The apparatus shown in FIG. 2 operates in the same manner, but it is structured for measuring larger diameter items, which can be of any practical diameter where precision is desired. In this embodiment, vernier plate 15 is much larger and tape 11 is affixed to it by rivets 36 as shown. Set up line 37 on plate 15 is shown, but the location of the setup line on the tape is not shown. However, the FIG. 2 embodiment is set up and used in the same way as the FIG. 3 embodiment. Differences relate primarily to the length of the vernier plate, the length of the tape, and the location of the connection of the tape to the plate.

Digital device 16 may be battery powered, or could be externally powered. It may have wireless capability, so that an operator can record the readings on a computer, for example. USB port 32 (FIG. 4) is shown for external connections. Alternatively, a computer or other type of device, such as a smart phone or other electronic device, may be directly connected via connector 32, which an be configured as appropriate for any such external connection. The functions of buttons 21 and 22 could be reversed from the functions described above.

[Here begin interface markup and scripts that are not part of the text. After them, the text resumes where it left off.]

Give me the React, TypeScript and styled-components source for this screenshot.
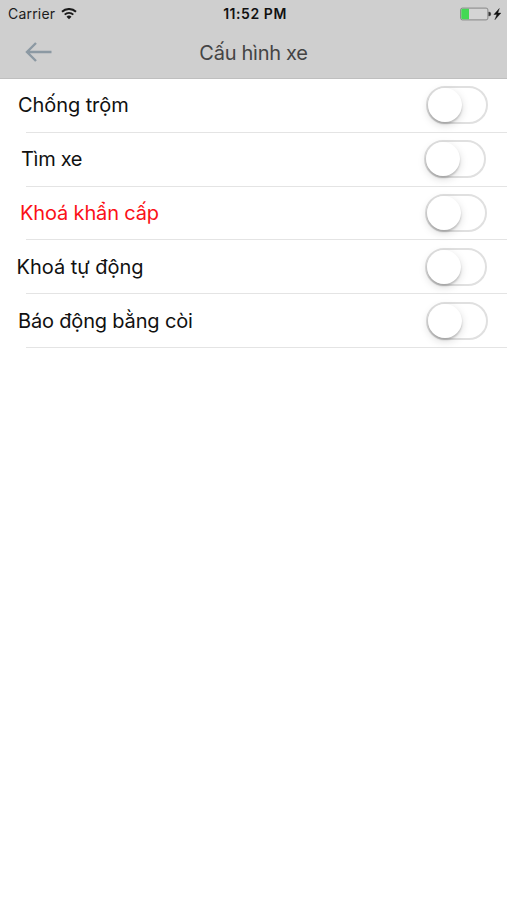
import React, { useState } from "react";
import styled, { createGlobalStyle } from "styled-components";

const GlobalStyle = createGlobalStyle`
  * { box-sizing: border-box; }
  body { margin: 0; background: #fff; font-family: Inter, "Liberation Sans", sans-serif; }
`;

const Screen = styled.main`
  width: 507px;
  height: 900px;
  overflow: hidden;
  background: #fff;
`;

const Header = styled.header`
  height: 79px;
  background: #cfcfcf;
  border-bottom: 1px solid #bfbfbf;
`;

const StatusBar = styled.div`
  display: grid;
  grid-template-columns: 1fr auto 1fr;
  align-items: center;
  height: 27px;
  padding: 0 5px 0 8px;
`;

const Carrier = styled.div`
  display: flex;
  align-items: center;
  gap: 6px;
  font-size: 14px;
  line-height: 27px;
  letter-spacing: 0.2px;
  color: #1c1c1c;
`;

const Clock = styled.div`
  padding-top: 1px;
  font-size: 14px;
  line-height: 26px;
  font-weight: 600;
  letter-spacing: 0.55px;
  color: #111;
`;

const Power = styled.div`
  display: flex;
  align-items: center;
  justify-content: flex-end;
`;

const NavBar = styled.nav`
  display: grid;
  grid-template-columns: 1fr auto 1fr;
  align-items: center;
  height: 50px;
`;

const BackButton = styled.button`
  display: flex;
  width: 28px;
  margin-left: 25px;
  padding: 0;
  border: 0;
  background: none;
`;

const Title = styled.h1`
  margin: 0;
  padding-top: 2px;
  font-size: 20px;
  line-height: 48px;
  font-weight: 400;
  letter-spacing: -0.28px;
  color: #444;
`;

const List = styled.div`
  display: grid;
  grid-auto-rows: 53.8px;
`;

const Row = styled.div<{ $start: number; $end: number }>`
  display: flex;
  align-items: center;
  justify-content: space-between;
  padding: 0 ${(p) => p.$end}px 1px ${(p) => p.$start}px;
  background: linear-gradient(#e4e4e4, #e4e4e4) 26px 100% / 100% 1px no-repeat;
`;

const Label = styled.span<{ $danger?: boolean; $tracking: number }>`
  font-size: 20px;
  line-height: 30px;
  letter-spacing: ${(p) => p.$tracking}px;
  white-space: nowrap;
  color: ${(p) => (p.$danger ? "#fb1018" : "#111")};
`;

const Switch = styled.button<{ $on: boolean }>`
  display: flex;
  justify-content: ${(p) => (p.$on ? "flex-end" : "flex-start")};
  width: 62px;
  height: 38px;
  padding: 0;
  border: 2px solid ${(p) => (p.$on ? "#4cd964" : "#e0e0e0")};
  border-radius: 19px;
  background: ${(p) => (p.$on ? "#4cd964" : "#fff")};
`;

const Knob = styled.span`
  width: 34px;
  height: 34px;
  border-radius: 50%;
  background: #fff;
  box-shadow: 0 2px 2px rgba(0, 0, 0, 0.18), 0 3px 8px rgba(0, 0, 0, 0.15);
`;

const settings = [
  { label: "Chống trộm", start: 18, end: 19, tracking: -0.08 },
  { label: "Tìm xe", start: 21, end: 21, tracking: -0.3 },
  { label: "Khoá khẩn cấp", start: 20, end: 20, tracking: -0.15, danger: true },
  { label: "Khoá tự động", start: 16.5, end: 20, tracking: -0.02 },
  { label: "Báo động bằng còi", start: 18, end: 19, tracking: -0.17 },
];

function WifiIcon() {
  return (
    <svg width="16" height="12" viewBox="0 0 16 12" fill="none" stroke="#1a1a1a" strokeWidth="1.9">
      <path d="M1 3.8a10 10 0 0 1 14 0" />
      <path d="M3.7 6.6a6.1 6.1 0 0 1 8.6 0" />
      <path d="M8 11.2 5.5 8.7a3.6 3.6 0 0 1 5 0Z" fill="#1a1a1a" stroke="none" />
    </svg>
  );
}

function BatteryIcon() {
  return (
    <svg width="42" height="14" viewBox="0 0 42 14">
      <rect x="0.6" y="1.1" width="27.3" height="11.8" rx="1.8" fill="#d4d4d4" stroke="#858585" />
      <path d="M2.5 1.8H9v10.4H2.5a1.2 1.2 0 0 1-1.2-1.2V3a1.2 1.2 0 0 1 1.2-1.2Z" fill="#43d854" />
      <path d="M28.8 5a2 2 0 0 1 0 4Z" fill="#333" stroke="#333" strokeWidth=".5" />
      <path d="M39.3 1.5 33.9 7.5h3l-2 5.2 6-6.6h-3.1Z" fill="#111" stroke="#111" strokeWidth=".4" />
    </svg>
  );
}

function BackIcon() {
  return (
    <svg width="28" height="22" viewBox="0 0 28 22" fill="none" stroke="#8c99a3" strokeWidth="2.4">
      <path d="M11 2 2 11l9 9M2.3 11H26.5" />
    </svg>
  );
}

function SettingRow({ item }: { item: (typeof settings)[number] }) {
  const [on, setOn] = useState(false);
  return (
    <Row $start={item.start} $end={item.end}>
      <Label $danger={item.danger} $tracking={item.tracking}>{item.label}</Label>
      <Switch $on={on} role="switch" aria-checked={on} aria-label={item.label} onClick={() => setOn(!on)}>
        <Knob />
      </Switch>
    </Row>
  );
}

export default function App() {
  return (
    <Screen>
      <GlobalStyle />
      <Header>
        <StatusBar>
          <Carrier>Carrier <WifiIcon /></Carrier>
          <Clock>11:52 PM</Clock>
          <Power><BatteryIcon /></Power>
        </StatusBar>
        <NavBar>
          <BackButton aria-label="Quay lại"><BackIcon /></BackButton>
          <Title>Cấu hình xe</Title>
        </NavBar>
      </Header>
      <List>
        {settings.map((item) => <SettingRow key={item.label} item={item} />)}
      </List>
    </Screen>
  );
}
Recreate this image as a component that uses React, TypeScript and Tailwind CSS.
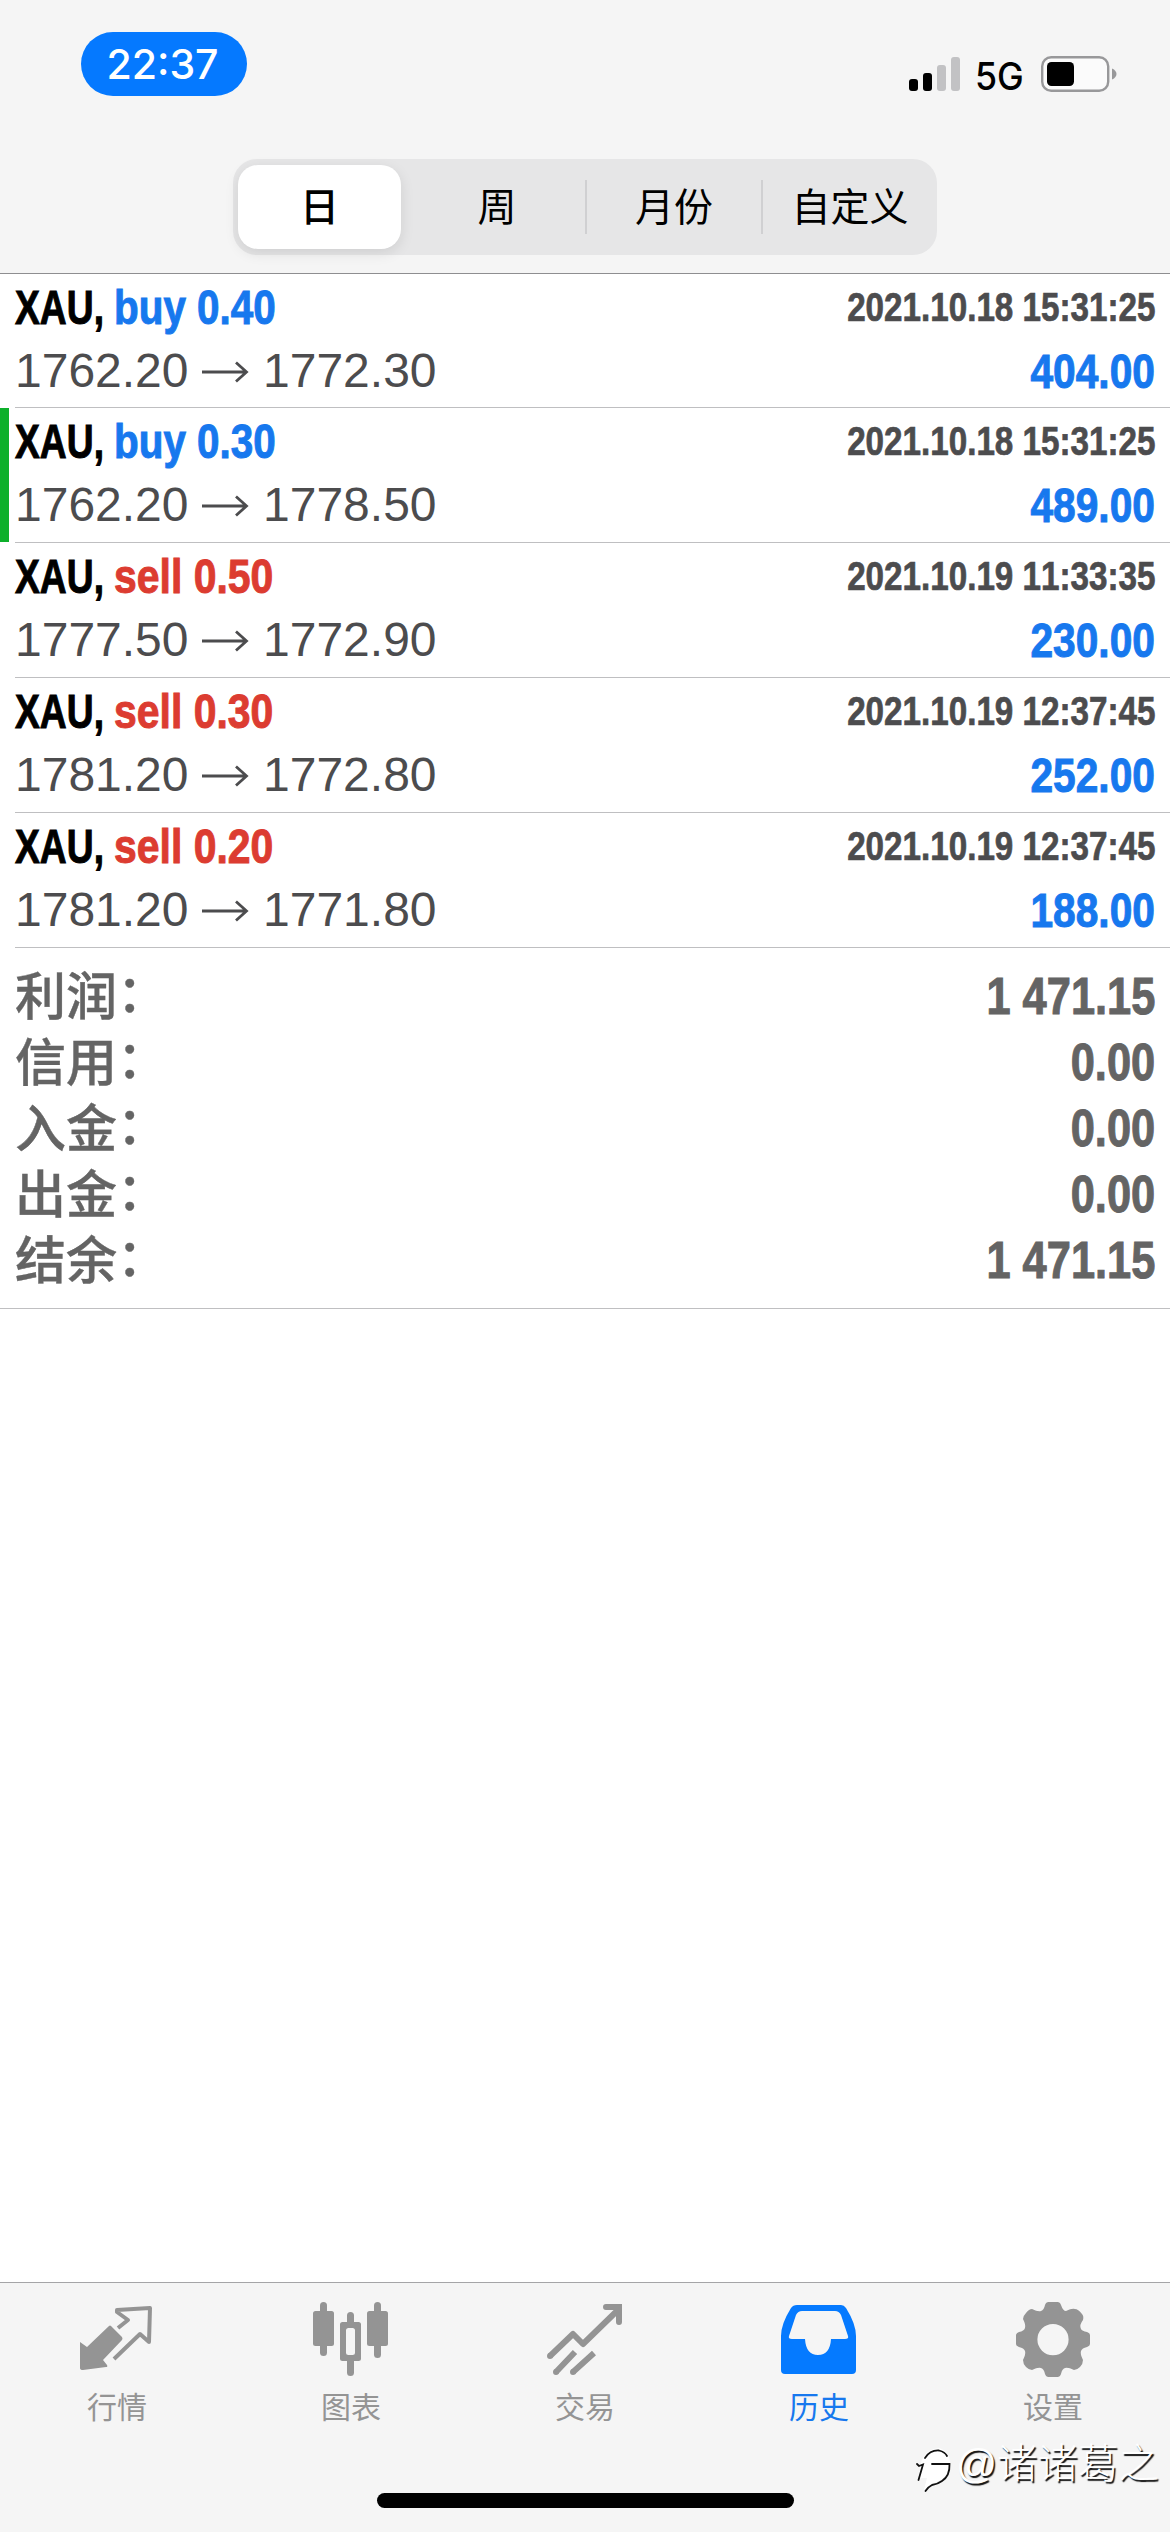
import type { ReactNode } from "react";

type Deal = { side: "buy" | "sell"; volume: string; open: string; close: string; time: string; profit: string; marked?: boolean };

const deals: Deal[] = [
  { side: "buy", volume: "0.40", open: "1762.20", close: "1772.30", time: "2021.10.18 15:31:25", profit: "404.00" },
  { side: "buy", volume: "0.30", open: "1762.20", close: "1778.50", time: "2021.10.18 15:31:25", profit: "489.00", marked: true },
  { side: "sell", volume: "0.50", open: "1777.50", close: "1772.90", time: "2021.10.19 11:33:35", profit: "230.00" },
  { side: "sell", volume: "0.30", open: "1781.20", close: "1772.80", time: "2021.10.19 12:37:45", profit: "252.00" },
  { side: "sell", volume: "0.20", open: "1781.20", close: "1771.80", time: "2021.10.19 12:37:45", profit: "188.00" },
];

const totals = [
  ["利润", "1 471.15"],
  ["信用", "0.00"],
  ["入金", "0.00"],
  ["出金", "0.00"],
  ["结余", "1 471.15"],
];

function StatusBar() {
  return (
    <div className="flex h-[159px] items-start justify-between pl-[81px] pr-[52px]">
      <div className="mt-8 flex h-16 w-[166px] items-center justify-center rounded-full bg-[#0579ff] pr-[3px] font-['Inter'] text-[41px] font-medium text-white">
        <span className="mt-0.5">22:37</span>
      </div>
      <div className="mt-[56px] flex h-9 items-center">
        <svg width="52" height="36" viewBox="0 0 52 36">
          <rect x="0" y="23" width="9" height="12" rx="3" fill="#000" />
          <rect x="14" y="17" width="9" height="18" rx="3" fill="#000" />
          <rect x="28" y="9" width="9" height="26" rx="3" fill="#c2c2c4" />
          <rect x="42" y="1" width="9" height="34" rx="3" fill="#c2c2c4" />
        </svg>
        <span className="ml-[14px] mt-[3px] w-[59px] origin-left scale-x-[0.94] font-['Inter'] text-[38px] leading-9 font-medium">5G</span>
        <svg className="ml-[7px]" width="77" height="36" viewBox="0 0 77 36">
          <rect x="1.2" y="1.2" width="66" height="33.6" rx="9" fill="#fbfbfb" stroke="#98989a" strokeWidth="2.4" />
          <rect x="6" y="6" width="27" height="24" rx="4.5" fill="#000" />
          <path d="M71 12.500c6 2.500 6 8.500 0 11z" fill="#98989a" />
        </svg>
      </div>
    </div>
  );
}

function Segments() {
  return (
    <div className="mx-auto grid h-24 w-[704px] grid-cols-4 items-center rounded-[24px] bg-[#e6e6e7] text-center text-[39px]">
      <div className="ml-[5px] flex h-[84px] w-[163px] items-center justify-center rounded-[20px] bg-white pt-0.5 font-medium shadow-[0_4px_14px_rgba(0,0,0,0.1)]">日</div>
      <div className="pt-0.5 leading-[52px]">周</div>
      <div className="border-l-2 border-[#d0d0d2] pt-0.5 leading-[52px]">月份</div>
      <div className="border-l-2 border-[#d0d0d2] pt-0.5 leading-[52px]">自定义</div>
    </div>
  );
}

function Arrow() {
  return (
    <svg className="mr-[14px] ml-[13.500px] mt-px" width="47" height="22" viewBox="0 0 47 22" fill="none" stroke="#4c4c4e" strokeWidth="2.800">
      <path d="M0 11H44M34 1.500L44.500 11L34 20.500" />
    </svg>
  );
}

function DealRow({ deal }: { deal: Deal }) {
  return (
    <div className="relative ml-[15px] flex h-[135px] flex-col border-b border-[#bfbfc1] pr-[15px] first:h-[134px]">
      {deal.marked && <div className="absolute top-0 -left-[15px] h-[134px] w-[9px] bg-[#0db02b]" />}
      <div className="flex h-[66px] items-center justify-between font-bold whitespace-nowrap">
        <div className="flex text-[49px] leading-[66px] [-webkit-text-stroke:1px_currentColor]">
          <span className="w-[99px] origin-left scale-x-[0.76]">XAU,</span>
          <span className={deal.side === "buy" ? "origin-left scale-x-[0.825] text-[#1778ee]" : "origin-left scale-x-[0.835] text-[#dc3c31]"}>
            {deal.side} {deal.volume}
          </span>
        </div>
        <span className="origin-right scale-x-[0.83] text-[40px] text-[#4c4c4e] [-webkit-text-stroke:0.7px_currentColor] [font-kerning:none]">{deal.time}</span>
      </div>
      <div className="flex h-[62px] items-center justify-between">
        <div className="flex items-center text-[48px] leading-[62px] text-[#4c4c4e]">
          <span>{deal.open}</span>
          <Arrow />
          <span>{deal.close}</span>
        </div>
        <span className="origin-right scale-x-[0.83] text-[49px] leading-[62px] font-bold text-[#1778ee] [-webkit-text-stroke:1px_currentColor]">{deal.profit}</span>
      </div>
    </div>
  );
}

function Tab({ label, active, children }: { label: string; active?: boolean; children: ReactNode }) {
  return (
    <div className={active ? "flex flex-col items-center text-[#1778ee]" : "flex flex-col items-center text-[#949494]"}>
      <svg className="mt-[17px]" width="80" height="80" viewBox="0 0 80 80" fill="currentColor">
        {children}
      </svg>
      <span className="mt-2 text-[30px] leading-10">{label}</span>
    </div>
  );
}

function TabBar() {
  return (
    <nav className="grid h-[150px] grid-cols-5">
      <Tab label="行情">
        <path d="M3 42L10 47L32 26Q33 25 34 26L45 37Q46 39 45 40L26 60L30 65Q31 67 29 67L6 70Q3 70 3 68Z" />
        <path d="M41 28L51 20L40 12V10L73 8L72 42L63 34L37 59" fill="none" stroke="currentColor" strokeWidth="4" strokeLinejoin="round" />
      </Tab>
      <Tab label="图表">
        <rect x="9" y="2" width="7" height="54" rx="3.500" />
        <rect x="2" y="11" width="21" height="35" rx="2.500" />
        <rect x="63" y="2" width="7" height="56" rx="3.500" />
        <rect x="56" y="11" width="21" height="35" rx="2.500" />
        <path d="M36 22V15.500a3.500 3.500 0 0 1 7 0V22H47.500A2.500 2.500 0 0 1 50 24.500V58.500A2.500 2.500 0 0 1 47.500 61H43V72.500a3.500 3.500 0 0 1-7 0V61H31.500A2.500 2.500 0 0 1 29 58.500V24.500A2.500 2.500 0 0 1 31.500 22ZM37.500 28A2.500 2.500 0 0 0 35 30.500V52.500A2.500 2.500 0 0 0 37.500 55H41.500A2.500 2.500 0 0 0 44 52.500V30.500A2.500 2.500 0 0 0 41.500 28Z" fillRule="evenodd" />
      </Tab>
      <Tab label="交易">
        <g fill="none" stroke="currentColor" strokeWidth="6">
          <path d="M5 56L28 34L38 44L75 8M11 72L30 52M28 72L49 53" strokeLinejoin="round" />
          <path d="M61 7H74V22" strokeLinecap="round" />
          <path d="M5 56h.01M11 72h.01M28 72h.01" strokeLinecap="round" />
        </g>
      </Tab>
      <Tab label="历史" active>
        <path
          fill="#057aff"
          fillRule="evenodd"
          d="M18 5H62Q65 5 67 8Q77 24 77 36V70Q77 74 73 74H6Q2 74 2 70V36Q2 24 12 8Q14 5 18 5ZM23 11Q19 11 17 15L10 36Q9 39 13 39H26Q27 55 39 55Q51 55 52 39H66Q70 39 69 36L62 15Q60 11 56 11Z"
        />
      </Tab>
      <Tab label="设置">
        <path
          fillRule="evenodd"
          d="M35.500 2H44.500Q47 2 48 5Q50 11 53 11Q59 8 62 9Q65 9 69 14Q71 16 70 20Q66 25 68 29Q69 31 74 32Q77 33 77 35V44Q77 46 74 47Q69 48 68 51Q67 54 70 60Q70 64 67 67Q64 70 61 70Q55 67 52 68Q49 69 48 74Q47 77 44.500 77H35.500Q33 77 32 74Q31 69 28 68Q25 67 19 70Q16 70 13 67Q10 64 10 60Q13 54 12 51Q11 48 6 47Q3 46 3 44V35Q3 33 6 32Q11 31 12 28Q13 25 10 19Q10 16 13 13Q16 9 19 9Q25 12 28 11Q31 10 32 5Q33 2 35.500 2ZM40 24A15.600 15.600 0 1 0 40 55.200A15.600 15.600 0 1 0 40 24Z"
        />
      </Tab>
    </nav>
  );
}

function Watermark() {
  return (
    <div className="absolute top-[2434px] left-[912px] flex items-center whitespace-nowrap text-white">
      <svg width="44" height="60" viewBox="0 0 44 60" fill="none" strokeLinecap="round">
        <path d="M9 28Q14 15 27 14Q38 17 38 30Q36 45 22 49L12 56L15 44L7 44Z" fill="#fff" />
        <g stroke="#111" strokeWidth="1.800">
          <path d="M13 24Q18 16 27 16.500Q33 18 35 22M20 30H37.500Q38 42 30 47Q26 50 20 51Q16 53 13.500 57M5 30L7 32L11 30.500L6.500 46" />
        </g>
      </svg>
      <span className="text-[40.500px] leading-[58px] font-light [text-shadow:1.500px_1.500px_1px_#111]">@诸诸葛之</span>
    </div>
  );
}

export default function App() {
  return (
    <div className="relative flex h-[2532px] w-[1170px] flex-col overflow-hidden bg-white font-['Liberation_Sans','Noto_Sans_CJK_SC',sans-serif] text-black">
      <header className="h-[274px] border-b border-[#8e8e90] bg-[#f5f5f5]">
        <StatusBar />
        <Segments />
      </header>
      <main className="flex-1">
        <section>
          {deals.map((deal, i) => (
            <DealRow key={i} deal={deal} />
          ))}
        </section>
        <section className="h-[361px] border-b border-[#bfbfc1] pt-[15px] pr-[15px] pl-[15px] text-[#646464]">
          {totals.map(([label, value]) => (
            <div key={label} className="flex h-[66px] items-center justify-between">
              <span className="mt-1 flex text-[51px] leading-[66px] font-medium [-webkit-text-stroke:0.4px_currentColor]">
                {label}
                <span className="relative -top-[3px]">：</span>
              </span>
              <span className="origin-right scale-x-[0.835] text-[52px] leading-[66px] font-bold [-webkit-text-stroke:1px_currentColor]">{value}</span>
            </div>
          ))}
        </section>
      </main>
      <footer className="h-[250px] border-t border-[#a5a5a7] bg-[#f5f5f5]">
        <TabBar />
        <div className="mx-auto mt-[60px] h-[15px] w-[417px] rounded-full bg-black" />
      </footer>
      <Watermark />
    </div>
  );
}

FIG. 6 is a flow chart showing the steps described above. When starting a measurement, the tail end of tape 11 is fed through opening 13 and under the reader element in device 16 as described in step 44. To zero the device, setup lines 29,33 are aligned in step 45. Device 16 is then energized (step 46) by depressing button 22 (if that is the button chosen to turn digital device 16 on and off). The tape in that condition is then applied to the object to be measured in step 47. One of the four readout possibilities 48A, 48B, 48C, 48D is then selected in step 48, the dimension chosen is read in step 49, and the device can then be turned off (50).

It should be noted that the above description relates to using the measurement device to determine external measurements. However, it may also be useful for internal circumference and diameter readings.